La nobleza tampoco se quedaba atrás. Adrián Gribovski, secretario del gabinete de Catalina la Grande, escribió que durante su aseo matutino “la emperatriz se frotaba el rostro con hielo”. La irlandesa Martha Wilmot, que visitó Rusia a comienzos del siglo XIX, escribió: “Cada mañana me traen un plato con hielo tan grueso como un vidrio, y yo, como una auténtica rusa, froto mis mejillas, de lo cual (me aseguran) saldrá un buen color en la piel”.
Al mismo tiempo, el uso de polvos y colorete no se abandonó; simplemente, ahora se elaboraban con fórmulas europeas sin plomo ni mercurio. En tiempos de Catalina la Grande, Rusia contaba con cuatro fábricas de polvo facial y cinco de colorete, además de importar cosméticos del extranjero. Un frasco de colorete costaba 80 kopeks, cuando con 10 o 12 kopeks una persona promedio podía comer abundantemente en una taberna.
Sin embargo, la historiadora Marina Bogdánova señala: “Para las jóvenes de la nueva época, pintarse y maquillarse como sus bisabuelas era impensable. Los cosméticos se diversificaron: el rubor se ofrecía en distintos tonos, del escarlata al rosa suave, y las mujeres elegían el color que mejor combinaba con sus cintas o vestidos”.

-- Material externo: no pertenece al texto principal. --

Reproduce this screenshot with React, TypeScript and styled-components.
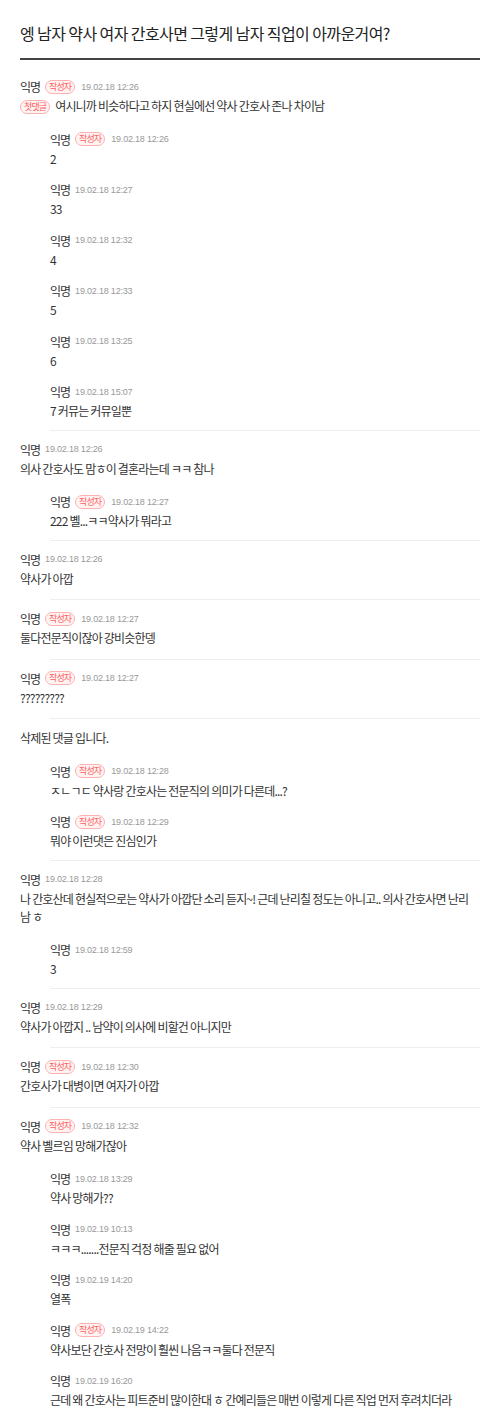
import React from "react";
import styled, { createGlobalStyle } from "styled-components";

const GlobalStyle = createGlobalStyle`
  body {
    margin: 0;
    background: #fff;
    font-family: "Noto Sans CJK KR", "Noto Sans", sans-serif;
    color: #333;
  }
`;

type Reply = {
  writer?: boolean;
  date: string;
  text: string;
};

type Thread = {
  writer?: boolean;
  first?: boolean;
  deleted?: boolean;
  date?: string;
  text?: string;
  replies?: Reply[];
};

const threads: Thread[] = [
  {
    writer: true,
    first: true,
    date: "19.02.18 12:26",
    text: "여시니까 비슷하다고 하지 현실에선 약사 간호사 존나 차이남",
    replies: [
      { writer: true, date: "19.02.18 12:26", text: "2" },
      { date: "19.02.18 12:27", text: "33" },
      { date: "19.02.18 12:32", text: "4" },
      { date: "19.02.18 12:33", text: "5" },
      { date: "19.02.18 13:25", text: "6" },
      { date: "19.02.18 15:07", text: "7 커뮤는 커뮤일뿐" },
    ],
  },
  {
    date: "19.02.18 12:26",
    text: "의사 간호사도 맘ㅎ이 결혼라는데 ㅋㅋ 참나",
    replies: [{ writer: true, date: "19.02.18 12:27", text: "222 볠...ㅋㅋ약사가 뭐라고" }],
  },
  { date: "19.02.18 12:26", text: "약사가 아깝" },
  { writer: true, date: "19.02.18 12:27", text: "둘다전문직이잖아 걍비슷한뎅" },
  { writer: true, date: "19.02.18 12:27", text: "?????????" },
  {
    deleted: true,
    replies: [
      { writer: true, date: "19.02.18 12:28", text: "ㅈㄴㄱㄷ 약사랑 간호사는 전문직의 의미가 다른데...?" },
      { writer: true, date: "19.02.18 12:29", text: "뭐야 이런댓은 진심인가" },
    ],
  },
  {
    date: "19.02.18 12:28",
    text: "나 간호산데 현실적으로는 약사가 아깝단 소리 듣지~! 근데 난리칠 정도는 아니고.. 의사 간호사면 난리남 ㅎ",
    replies: [{ date: "19.02.18 12:59", text: "3" }],
  },
  { date: "19.02.18 12:29", text: "약사가 아깝지 .. 남약이 의사에 비할건 아니지만" },
  { writer: true, date: "19.02.18 12:30", text: "간호사가 대병이면 여자가 아깝" },
  {
    writer: true,
    date: "19.02.18 12:32",
    text: "약사 볠르임 망해가잖아",
    replies: [
      { date: "19.02.18 13:29", text: "약사 망해가??" },
      { date: "19.02.19 10:13", text: "ㅋㅋㅋ.......전문직 걱정 해줄 필요 없어" },
      { date: "19.02.19 14:20", text: "열폭" },
      { writer: true, date: "19.02.19 14:22", text: "약사보단 간호사 전망이 훨씬 나음ㅋㅋ둘다 전문직" },
      { date: "19.02.19 16:20", text: "근데 왜 간호사는 피트준비 많이한대 ㅎ 간예리들은 매번 이렇게 다른 직업 먼저 후려치더라" },
    ],
  },
];

const Page = styled.div`
  padding-left: 20px;
`;

const Title = styled.h1`
  margin: 0;
  padding: 21px 0 13px;
  font-size: 16px;
  line-height: 24px;
  font-weight: 400;
  color: #222;
  letter-spacing: -0.6px;
  border-bottom: 2px solid #444;
`;

const List = styled.div`
  padding-top: 8.25px;
`;

const ThreadBox = styled.div`
  padding-top: 8.75px;

  &::after {
    content: "";
    display: block;
    margin: 9.75px 0 0 30px;
    height: 1px;
    background: #eee;
  }

  &:last-child::after {
    display: none;
  }
`;

const CommentBox = styled.div<{ $reply?: boolean }>`
  margin-left: ${(p) => (p.$reply ? "30px" : "0")};
  margin-top: ${(p) => (p.$reply ? "12.5px" : "0")};
  padding-bottom: ${(p) => (p.$reply ? "0" : "2px")};
`;

const Meta = styled.div`
  display: flex;
  align-items: center;
  height: 19px;
  gap: 5px;
`;

const Name = styled.span`
  font-size: 12px;
  color: #333;
  letter-spacing: -1px;
`;

const Badge = styled.span`
  display: inline-flex;
  align-items: center;
  justify-content: center;
  height: 12px;
  padding: 0 3px;
  border: 1px solid #ffb0b0;
  border-radius: 8px;
  background: #fff4f4;
  color: #ff5c5c;
  font-size: 9px;
  letter-spacing: -0.9px;
  line-height: 12px;
  margin-right: 1px;
`;

const DateText = styled.span`
  font-family: "Liberation Sans", Arial, sans-serif;
  font-size: 9px;
  color: #999;
  letter-spacing: -0.2px;
`;

const Content = styled.div`
  margin-top: 1px;
  font-size: 12px;
  line-height: 18px;
  color: #333;
  letter-spacing: -0.8px;
  padding-right: 8px;

  ${Badge} {
    margin-right: 5px;
    vertical-align: 1px;
  }
`;

const Deleted = styled.div`
  font-size: 12px;
  line-height: 18px;
  color: #333;
  letter-spacing: -0.8px;
  padding: 1px 0 2px;
`;

const MetaRow = ({ writer, date }: { writer?: boolean; date: string }) => (
  <Meta>
    <Name>익명</Name>
    {writer && <Badge>작성자</Badge>}
    <DateText>{date}</DateText>
  </Meta>
);

const App = () => {
  return (
    <Page>
      <GlobalStyle />
      <Title>엥 남자 약사 여자 간호사면 그렇게 남자 직업이 아까운거여?</Title>
      <List>
        {threads.map((t, i) => (
          <ThreadBox key={i}>
            {t.deleted ? (
              <Deleted>삭제된 댓글 입니다.</Deleted>
            ) : (
              <CommentBox>
                <MetaRow writer={t.writer} date={t.date!} />
                <Content>
                  {t.first && <Badge>첫댓글</Badge>}
                  {t.text}
                </Content>
              </CommentBox>
            )}
            {t.replies?.map((r, j) => (
              <CommentBox $reply key={j}>
                <MetaRow writer={r.writer} date={r.date} />
                <Content>{r.text}</Content>
              </CommentBox>
            ))}
          </ThreadBox>
        ))}
      </List>
    </Page>
  );
};

export default App;
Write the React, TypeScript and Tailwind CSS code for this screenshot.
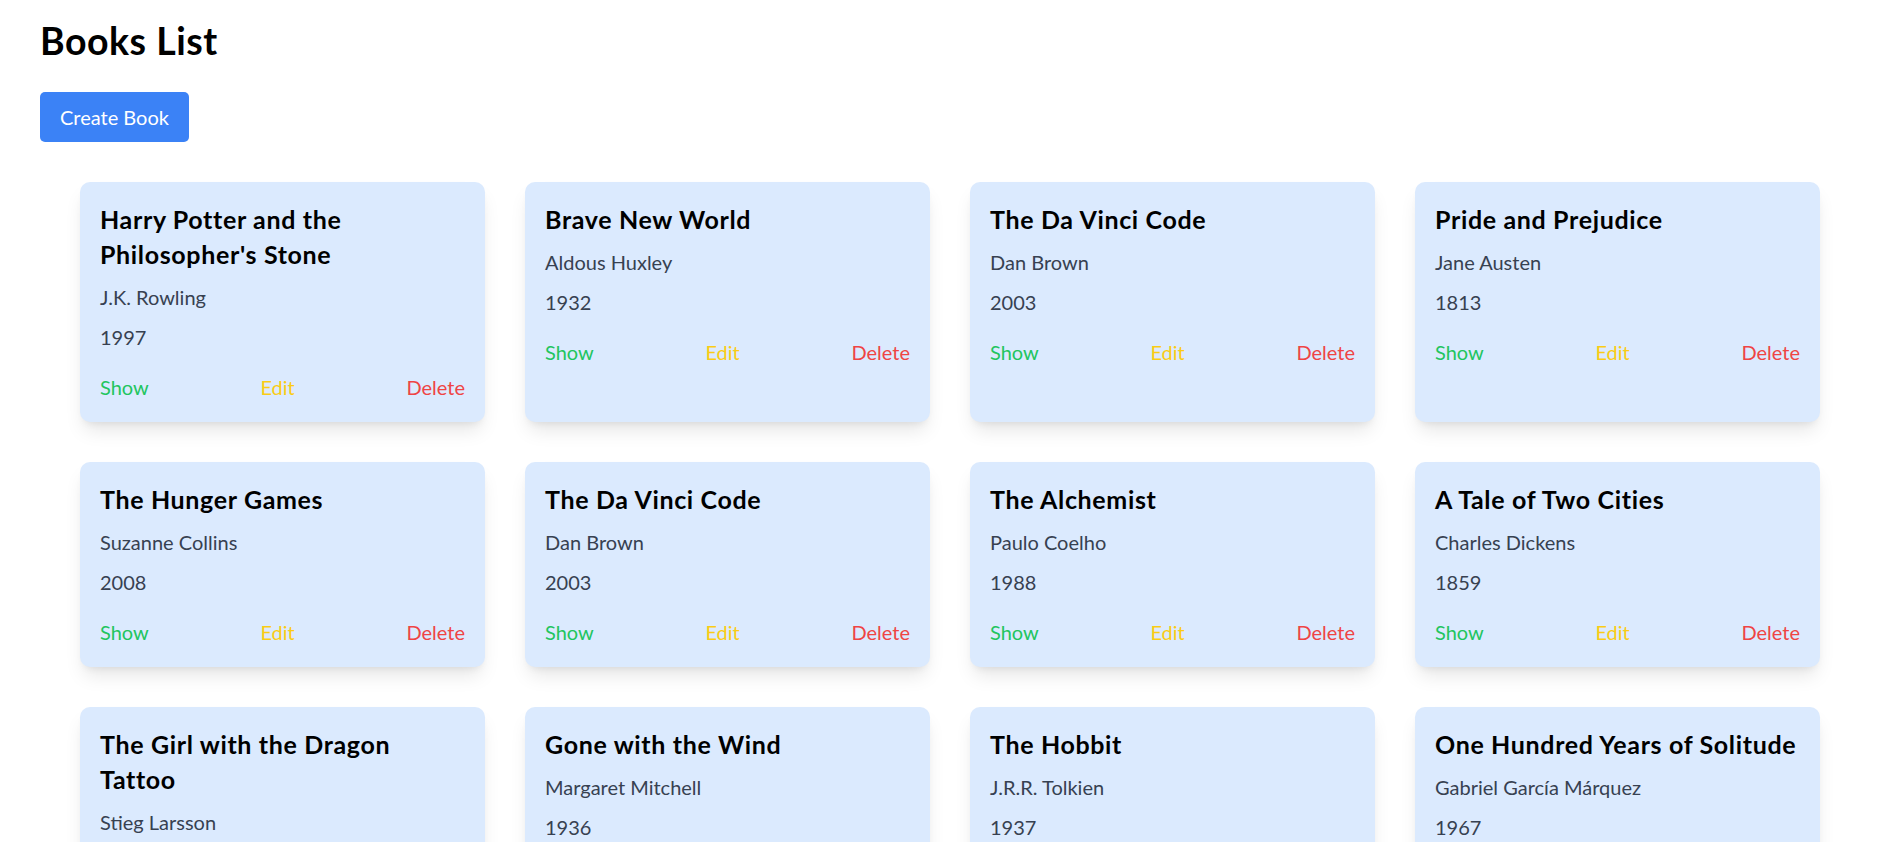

A finales del siglo XVIII, comenzaron a popularizarse en Rusia los libros y revistas de moda, en su mayoría traducidos, que ofrecían recetas para elaborar polvos, cremas y lociones caseras. Las damas rusas los usaban con frecuencia, y a comienzos del siglo XIX el maquillaje llamativo había pasado de moda. La apariencia natural, ligeramente empolvada, volvió a ser el ideal de belleza, y el mejor rubor era el que daba el propio rostro.